-- WHAT THE TASK ASKS --
State the number of lines that contain "React", with no other text.
-------- ROWS
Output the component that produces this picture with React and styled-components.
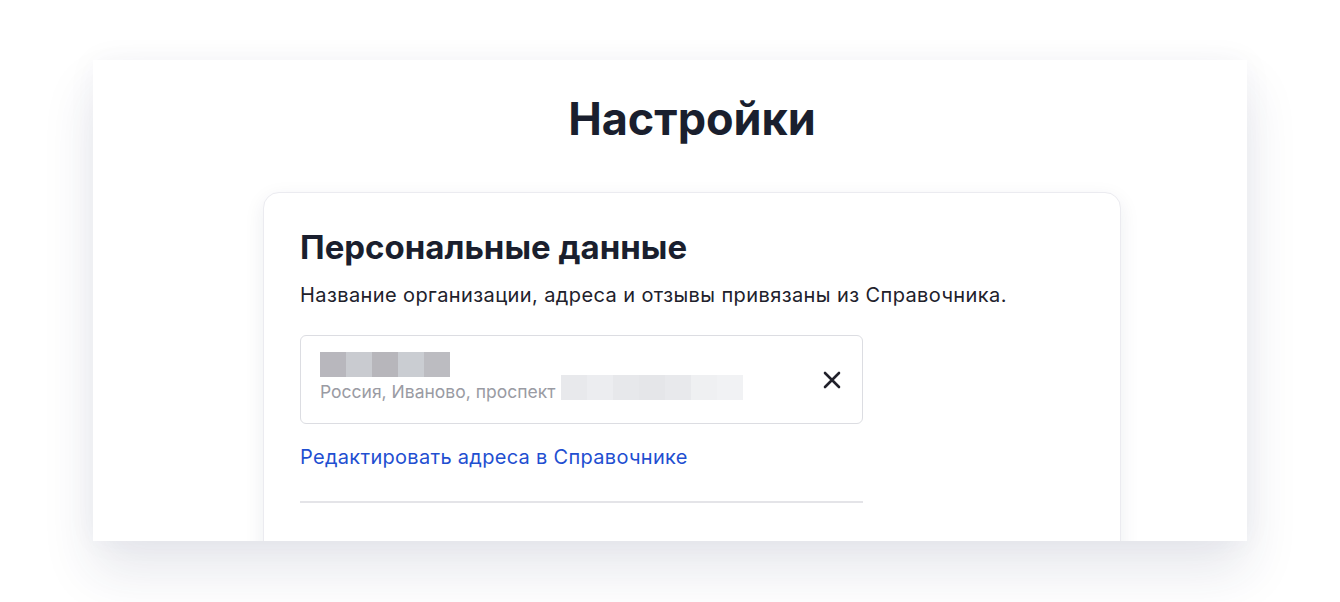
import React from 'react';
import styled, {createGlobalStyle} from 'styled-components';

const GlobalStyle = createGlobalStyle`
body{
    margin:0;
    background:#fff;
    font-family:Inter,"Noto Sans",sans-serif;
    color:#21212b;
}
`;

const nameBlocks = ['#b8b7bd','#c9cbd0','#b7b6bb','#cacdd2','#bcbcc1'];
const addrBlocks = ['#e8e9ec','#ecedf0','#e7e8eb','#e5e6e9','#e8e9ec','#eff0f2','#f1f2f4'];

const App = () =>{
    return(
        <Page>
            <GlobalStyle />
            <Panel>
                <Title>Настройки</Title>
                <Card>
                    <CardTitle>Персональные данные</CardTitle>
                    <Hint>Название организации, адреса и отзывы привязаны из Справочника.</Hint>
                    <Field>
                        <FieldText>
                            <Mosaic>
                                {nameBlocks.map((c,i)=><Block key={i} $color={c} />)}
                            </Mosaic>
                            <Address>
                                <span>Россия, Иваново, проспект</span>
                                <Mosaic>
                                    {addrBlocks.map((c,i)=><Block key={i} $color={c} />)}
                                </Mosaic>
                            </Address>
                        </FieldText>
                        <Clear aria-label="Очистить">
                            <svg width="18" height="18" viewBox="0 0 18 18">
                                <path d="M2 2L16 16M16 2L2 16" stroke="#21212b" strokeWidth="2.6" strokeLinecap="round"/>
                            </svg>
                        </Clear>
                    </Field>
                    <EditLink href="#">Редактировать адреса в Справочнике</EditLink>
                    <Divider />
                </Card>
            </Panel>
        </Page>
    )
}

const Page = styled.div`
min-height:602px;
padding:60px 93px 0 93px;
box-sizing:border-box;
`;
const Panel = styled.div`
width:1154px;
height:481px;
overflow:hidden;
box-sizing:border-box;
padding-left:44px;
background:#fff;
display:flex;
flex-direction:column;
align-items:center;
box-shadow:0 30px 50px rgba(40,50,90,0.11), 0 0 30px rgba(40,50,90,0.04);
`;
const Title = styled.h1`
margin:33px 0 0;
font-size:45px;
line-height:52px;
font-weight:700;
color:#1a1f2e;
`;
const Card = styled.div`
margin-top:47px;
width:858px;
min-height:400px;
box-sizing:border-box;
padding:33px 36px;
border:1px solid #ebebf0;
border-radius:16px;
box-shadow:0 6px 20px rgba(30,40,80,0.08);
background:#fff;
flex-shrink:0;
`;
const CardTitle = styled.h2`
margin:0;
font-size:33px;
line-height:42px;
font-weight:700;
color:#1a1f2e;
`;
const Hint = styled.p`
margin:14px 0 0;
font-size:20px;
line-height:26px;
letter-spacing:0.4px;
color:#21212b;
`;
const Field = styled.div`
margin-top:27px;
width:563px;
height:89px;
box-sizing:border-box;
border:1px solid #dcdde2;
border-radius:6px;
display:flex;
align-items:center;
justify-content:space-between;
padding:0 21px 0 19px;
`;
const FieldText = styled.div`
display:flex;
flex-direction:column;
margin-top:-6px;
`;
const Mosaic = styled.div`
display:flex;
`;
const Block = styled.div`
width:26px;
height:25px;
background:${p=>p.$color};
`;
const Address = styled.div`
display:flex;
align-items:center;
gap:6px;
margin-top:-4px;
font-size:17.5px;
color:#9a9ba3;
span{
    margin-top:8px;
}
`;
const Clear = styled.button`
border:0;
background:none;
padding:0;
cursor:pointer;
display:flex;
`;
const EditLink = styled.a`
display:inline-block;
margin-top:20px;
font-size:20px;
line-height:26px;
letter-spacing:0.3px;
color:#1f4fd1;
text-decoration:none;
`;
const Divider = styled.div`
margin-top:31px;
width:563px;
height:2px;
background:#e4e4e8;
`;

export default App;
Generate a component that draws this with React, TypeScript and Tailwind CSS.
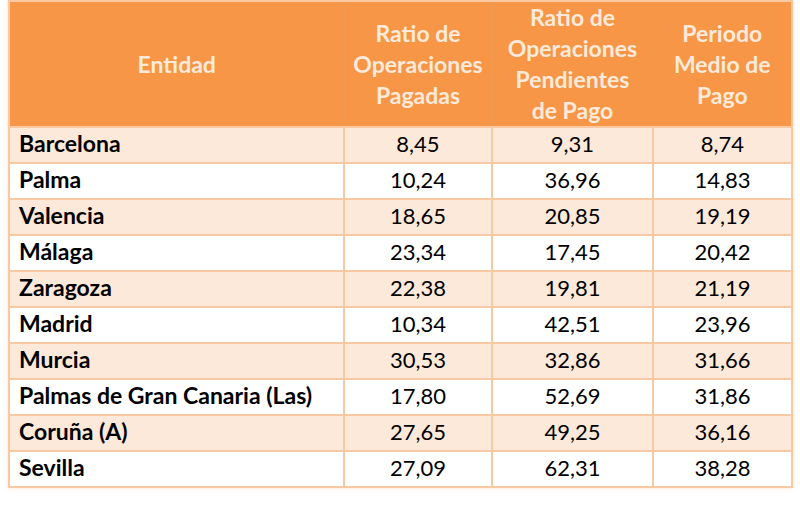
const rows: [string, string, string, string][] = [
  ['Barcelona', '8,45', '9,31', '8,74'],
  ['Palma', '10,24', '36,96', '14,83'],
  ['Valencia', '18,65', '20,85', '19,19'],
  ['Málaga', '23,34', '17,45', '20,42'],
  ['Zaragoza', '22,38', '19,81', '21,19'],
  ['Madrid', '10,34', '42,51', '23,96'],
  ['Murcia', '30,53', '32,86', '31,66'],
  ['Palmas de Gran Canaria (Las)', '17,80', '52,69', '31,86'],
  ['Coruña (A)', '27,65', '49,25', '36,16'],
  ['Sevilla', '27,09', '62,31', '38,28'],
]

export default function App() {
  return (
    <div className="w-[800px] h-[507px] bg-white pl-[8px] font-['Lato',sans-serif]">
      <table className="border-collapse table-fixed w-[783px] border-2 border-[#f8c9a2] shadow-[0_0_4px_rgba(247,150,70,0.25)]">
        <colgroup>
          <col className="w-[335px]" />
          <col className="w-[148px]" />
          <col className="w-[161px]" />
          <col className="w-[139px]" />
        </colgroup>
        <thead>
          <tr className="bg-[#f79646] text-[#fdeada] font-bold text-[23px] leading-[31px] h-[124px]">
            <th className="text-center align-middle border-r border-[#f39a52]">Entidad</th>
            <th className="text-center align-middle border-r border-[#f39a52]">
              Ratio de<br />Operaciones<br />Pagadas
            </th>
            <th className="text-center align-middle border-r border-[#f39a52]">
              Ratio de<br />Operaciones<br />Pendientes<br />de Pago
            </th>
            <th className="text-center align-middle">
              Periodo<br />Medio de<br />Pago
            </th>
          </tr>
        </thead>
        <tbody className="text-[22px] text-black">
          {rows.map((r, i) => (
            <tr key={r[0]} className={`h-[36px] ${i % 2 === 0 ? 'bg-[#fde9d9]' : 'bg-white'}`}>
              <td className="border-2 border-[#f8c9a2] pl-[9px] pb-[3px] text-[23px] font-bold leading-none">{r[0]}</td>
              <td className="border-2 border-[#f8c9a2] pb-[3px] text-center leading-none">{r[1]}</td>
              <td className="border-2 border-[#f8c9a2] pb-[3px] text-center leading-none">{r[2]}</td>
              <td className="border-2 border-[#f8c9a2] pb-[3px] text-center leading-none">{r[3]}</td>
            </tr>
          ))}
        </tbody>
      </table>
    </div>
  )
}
----------------
-- FINISHED EXERCISE --
3